• What you will do:
Every line with the string "index" should be gathered.

• Given material:
══════════════════════════════

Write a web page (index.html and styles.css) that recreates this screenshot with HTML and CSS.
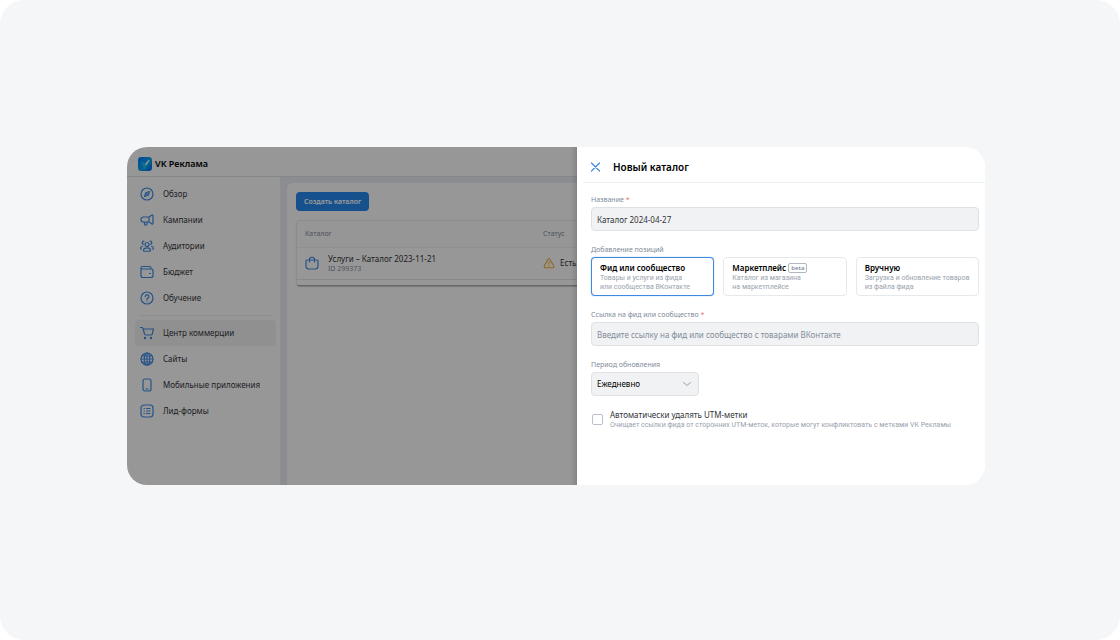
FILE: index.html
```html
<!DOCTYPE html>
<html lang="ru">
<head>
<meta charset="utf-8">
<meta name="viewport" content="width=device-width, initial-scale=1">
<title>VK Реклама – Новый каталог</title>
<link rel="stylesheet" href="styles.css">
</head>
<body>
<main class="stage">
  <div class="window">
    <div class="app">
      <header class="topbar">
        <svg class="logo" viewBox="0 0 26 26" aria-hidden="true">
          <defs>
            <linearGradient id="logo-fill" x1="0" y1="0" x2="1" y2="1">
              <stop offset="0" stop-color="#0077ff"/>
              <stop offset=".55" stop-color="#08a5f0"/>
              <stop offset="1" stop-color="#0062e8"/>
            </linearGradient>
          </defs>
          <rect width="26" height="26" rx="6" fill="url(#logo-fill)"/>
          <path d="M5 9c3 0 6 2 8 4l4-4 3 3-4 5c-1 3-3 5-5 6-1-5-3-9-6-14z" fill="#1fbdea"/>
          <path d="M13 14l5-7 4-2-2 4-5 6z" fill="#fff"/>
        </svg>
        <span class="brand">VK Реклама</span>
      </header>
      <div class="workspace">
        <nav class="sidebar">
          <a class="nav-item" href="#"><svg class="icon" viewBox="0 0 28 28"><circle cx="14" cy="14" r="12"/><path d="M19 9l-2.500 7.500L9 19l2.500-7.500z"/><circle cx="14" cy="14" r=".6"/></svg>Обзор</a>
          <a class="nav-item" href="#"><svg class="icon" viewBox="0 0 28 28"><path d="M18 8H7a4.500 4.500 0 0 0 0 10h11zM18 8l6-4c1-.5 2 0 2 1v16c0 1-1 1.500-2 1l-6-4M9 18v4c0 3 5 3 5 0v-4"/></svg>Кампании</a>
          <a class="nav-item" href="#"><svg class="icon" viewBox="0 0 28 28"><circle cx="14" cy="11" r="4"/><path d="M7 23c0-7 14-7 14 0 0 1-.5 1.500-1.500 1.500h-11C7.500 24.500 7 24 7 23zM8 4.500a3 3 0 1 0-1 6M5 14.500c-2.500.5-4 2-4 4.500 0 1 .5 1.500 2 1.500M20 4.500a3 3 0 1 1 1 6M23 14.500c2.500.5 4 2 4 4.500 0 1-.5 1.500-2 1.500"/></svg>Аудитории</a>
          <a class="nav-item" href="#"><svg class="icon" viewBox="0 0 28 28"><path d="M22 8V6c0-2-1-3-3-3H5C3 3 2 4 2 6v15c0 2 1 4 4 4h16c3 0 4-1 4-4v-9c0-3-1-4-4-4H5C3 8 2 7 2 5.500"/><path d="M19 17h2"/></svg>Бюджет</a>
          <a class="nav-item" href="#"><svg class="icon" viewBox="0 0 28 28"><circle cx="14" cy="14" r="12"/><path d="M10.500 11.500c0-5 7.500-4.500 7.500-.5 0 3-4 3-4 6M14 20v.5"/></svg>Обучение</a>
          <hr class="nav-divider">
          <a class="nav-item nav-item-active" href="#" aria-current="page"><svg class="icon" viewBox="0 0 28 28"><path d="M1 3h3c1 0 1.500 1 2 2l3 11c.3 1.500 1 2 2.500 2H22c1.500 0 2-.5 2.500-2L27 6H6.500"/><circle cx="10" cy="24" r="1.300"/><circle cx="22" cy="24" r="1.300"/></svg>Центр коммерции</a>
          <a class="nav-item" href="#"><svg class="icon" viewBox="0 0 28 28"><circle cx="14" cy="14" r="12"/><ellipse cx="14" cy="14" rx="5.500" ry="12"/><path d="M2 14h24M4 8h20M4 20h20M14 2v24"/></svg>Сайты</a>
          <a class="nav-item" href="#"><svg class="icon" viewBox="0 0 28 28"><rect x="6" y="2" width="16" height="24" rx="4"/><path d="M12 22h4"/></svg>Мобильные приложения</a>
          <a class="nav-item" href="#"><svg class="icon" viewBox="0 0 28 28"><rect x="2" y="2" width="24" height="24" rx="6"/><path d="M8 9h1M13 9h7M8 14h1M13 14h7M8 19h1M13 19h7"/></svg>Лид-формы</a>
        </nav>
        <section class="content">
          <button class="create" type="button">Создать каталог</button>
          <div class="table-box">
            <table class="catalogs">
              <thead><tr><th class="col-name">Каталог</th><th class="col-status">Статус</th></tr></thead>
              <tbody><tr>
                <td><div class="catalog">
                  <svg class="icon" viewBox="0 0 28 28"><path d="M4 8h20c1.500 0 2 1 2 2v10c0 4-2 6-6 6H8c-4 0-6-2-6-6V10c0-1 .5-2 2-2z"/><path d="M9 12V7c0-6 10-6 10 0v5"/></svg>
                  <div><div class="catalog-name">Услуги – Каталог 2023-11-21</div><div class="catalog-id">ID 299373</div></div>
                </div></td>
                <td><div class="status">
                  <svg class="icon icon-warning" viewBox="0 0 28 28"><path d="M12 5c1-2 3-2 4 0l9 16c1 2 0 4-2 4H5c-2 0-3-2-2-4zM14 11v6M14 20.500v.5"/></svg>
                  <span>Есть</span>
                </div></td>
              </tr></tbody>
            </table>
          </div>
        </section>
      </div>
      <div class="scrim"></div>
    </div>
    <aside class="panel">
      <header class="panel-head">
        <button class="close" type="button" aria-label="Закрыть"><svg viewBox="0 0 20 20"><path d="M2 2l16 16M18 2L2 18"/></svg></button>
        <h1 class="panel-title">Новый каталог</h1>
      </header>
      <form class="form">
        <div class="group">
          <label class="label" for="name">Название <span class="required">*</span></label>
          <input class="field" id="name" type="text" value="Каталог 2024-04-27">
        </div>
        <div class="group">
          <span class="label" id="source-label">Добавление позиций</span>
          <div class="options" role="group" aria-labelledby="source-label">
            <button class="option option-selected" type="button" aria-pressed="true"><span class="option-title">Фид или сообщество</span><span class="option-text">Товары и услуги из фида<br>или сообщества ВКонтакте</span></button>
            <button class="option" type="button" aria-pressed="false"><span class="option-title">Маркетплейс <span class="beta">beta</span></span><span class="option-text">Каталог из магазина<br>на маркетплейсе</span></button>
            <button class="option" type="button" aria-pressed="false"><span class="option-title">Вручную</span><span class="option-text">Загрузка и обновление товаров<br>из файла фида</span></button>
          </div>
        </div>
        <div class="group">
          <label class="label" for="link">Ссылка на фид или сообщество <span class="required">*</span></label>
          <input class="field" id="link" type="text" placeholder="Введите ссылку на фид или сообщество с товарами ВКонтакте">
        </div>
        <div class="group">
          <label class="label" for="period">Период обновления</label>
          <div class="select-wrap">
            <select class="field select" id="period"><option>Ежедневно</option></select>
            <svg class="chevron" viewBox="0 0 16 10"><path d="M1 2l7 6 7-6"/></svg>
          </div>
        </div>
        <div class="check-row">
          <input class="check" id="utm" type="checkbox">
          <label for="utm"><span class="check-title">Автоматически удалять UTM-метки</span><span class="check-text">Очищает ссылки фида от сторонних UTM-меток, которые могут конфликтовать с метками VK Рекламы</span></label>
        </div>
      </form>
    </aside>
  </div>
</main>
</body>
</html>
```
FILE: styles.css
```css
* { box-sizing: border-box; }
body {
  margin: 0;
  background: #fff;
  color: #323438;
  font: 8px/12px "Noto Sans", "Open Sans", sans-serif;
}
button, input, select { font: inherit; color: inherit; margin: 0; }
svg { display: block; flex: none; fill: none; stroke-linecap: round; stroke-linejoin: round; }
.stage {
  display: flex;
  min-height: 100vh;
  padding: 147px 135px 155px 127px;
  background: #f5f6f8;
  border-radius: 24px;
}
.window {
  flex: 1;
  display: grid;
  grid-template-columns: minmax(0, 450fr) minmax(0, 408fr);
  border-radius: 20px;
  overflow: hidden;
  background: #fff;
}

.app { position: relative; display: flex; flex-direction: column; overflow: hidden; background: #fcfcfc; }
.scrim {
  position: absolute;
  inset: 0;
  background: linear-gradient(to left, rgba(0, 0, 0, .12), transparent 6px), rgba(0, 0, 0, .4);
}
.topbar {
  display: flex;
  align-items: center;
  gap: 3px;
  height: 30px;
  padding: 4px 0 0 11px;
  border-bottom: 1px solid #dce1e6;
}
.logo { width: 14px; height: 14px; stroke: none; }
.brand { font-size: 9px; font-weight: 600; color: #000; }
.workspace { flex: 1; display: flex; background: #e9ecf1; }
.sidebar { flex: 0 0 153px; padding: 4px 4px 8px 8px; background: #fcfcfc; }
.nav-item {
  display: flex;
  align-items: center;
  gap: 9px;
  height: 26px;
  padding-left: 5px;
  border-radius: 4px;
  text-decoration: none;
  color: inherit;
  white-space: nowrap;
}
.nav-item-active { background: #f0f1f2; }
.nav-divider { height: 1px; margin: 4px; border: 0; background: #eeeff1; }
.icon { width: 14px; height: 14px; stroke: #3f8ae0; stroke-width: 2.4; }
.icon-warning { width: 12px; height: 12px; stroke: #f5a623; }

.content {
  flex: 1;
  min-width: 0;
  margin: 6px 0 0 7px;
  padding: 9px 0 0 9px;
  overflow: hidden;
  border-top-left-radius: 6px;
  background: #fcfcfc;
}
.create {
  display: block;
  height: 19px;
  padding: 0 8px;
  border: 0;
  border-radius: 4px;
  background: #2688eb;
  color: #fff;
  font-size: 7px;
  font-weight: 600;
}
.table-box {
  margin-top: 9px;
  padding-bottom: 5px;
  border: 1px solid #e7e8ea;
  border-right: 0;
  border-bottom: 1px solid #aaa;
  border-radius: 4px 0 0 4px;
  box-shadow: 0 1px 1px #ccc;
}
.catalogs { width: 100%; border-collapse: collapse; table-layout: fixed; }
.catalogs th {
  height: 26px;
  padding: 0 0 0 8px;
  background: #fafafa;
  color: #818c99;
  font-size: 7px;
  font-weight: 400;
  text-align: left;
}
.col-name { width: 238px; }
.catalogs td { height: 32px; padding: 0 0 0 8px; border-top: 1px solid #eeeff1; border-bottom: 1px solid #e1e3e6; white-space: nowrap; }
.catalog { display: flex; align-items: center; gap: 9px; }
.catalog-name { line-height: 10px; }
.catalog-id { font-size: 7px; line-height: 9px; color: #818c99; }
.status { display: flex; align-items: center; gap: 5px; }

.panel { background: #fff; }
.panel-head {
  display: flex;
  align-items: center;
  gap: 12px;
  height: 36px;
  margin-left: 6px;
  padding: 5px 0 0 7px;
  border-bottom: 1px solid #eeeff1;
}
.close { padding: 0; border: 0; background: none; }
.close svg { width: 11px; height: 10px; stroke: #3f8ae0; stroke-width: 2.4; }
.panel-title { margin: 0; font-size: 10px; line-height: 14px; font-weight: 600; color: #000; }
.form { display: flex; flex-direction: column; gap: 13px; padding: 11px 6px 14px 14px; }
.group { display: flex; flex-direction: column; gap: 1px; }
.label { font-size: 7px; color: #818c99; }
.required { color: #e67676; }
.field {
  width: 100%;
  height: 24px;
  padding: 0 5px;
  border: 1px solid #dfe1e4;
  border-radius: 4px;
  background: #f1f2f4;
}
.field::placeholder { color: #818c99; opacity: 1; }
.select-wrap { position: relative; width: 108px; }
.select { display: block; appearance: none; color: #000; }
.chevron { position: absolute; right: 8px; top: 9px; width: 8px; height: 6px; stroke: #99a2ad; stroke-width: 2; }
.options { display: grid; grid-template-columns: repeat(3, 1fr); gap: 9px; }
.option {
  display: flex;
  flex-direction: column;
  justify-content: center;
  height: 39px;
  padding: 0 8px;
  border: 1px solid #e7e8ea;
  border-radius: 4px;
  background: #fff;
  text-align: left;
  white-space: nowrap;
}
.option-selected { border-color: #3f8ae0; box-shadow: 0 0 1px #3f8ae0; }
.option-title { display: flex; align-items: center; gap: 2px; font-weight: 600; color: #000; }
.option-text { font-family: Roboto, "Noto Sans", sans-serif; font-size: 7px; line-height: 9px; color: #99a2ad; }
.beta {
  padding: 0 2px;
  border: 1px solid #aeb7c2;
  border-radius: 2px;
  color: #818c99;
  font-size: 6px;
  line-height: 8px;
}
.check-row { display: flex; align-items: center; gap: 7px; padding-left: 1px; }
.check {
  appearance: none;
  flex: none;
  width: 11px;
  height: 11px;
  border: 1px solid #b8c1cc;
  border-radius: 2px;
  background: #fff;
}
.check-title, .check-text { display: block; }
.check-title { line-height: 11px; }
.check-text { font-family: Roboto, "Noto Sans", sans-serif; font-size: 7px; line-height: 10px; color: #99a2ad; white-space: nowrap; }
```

══════════════════════════════

• Reply to the task:
Write a web page (index.html and styles.css) that recreates this screenshot with HTML and CSS.
FILE: index.html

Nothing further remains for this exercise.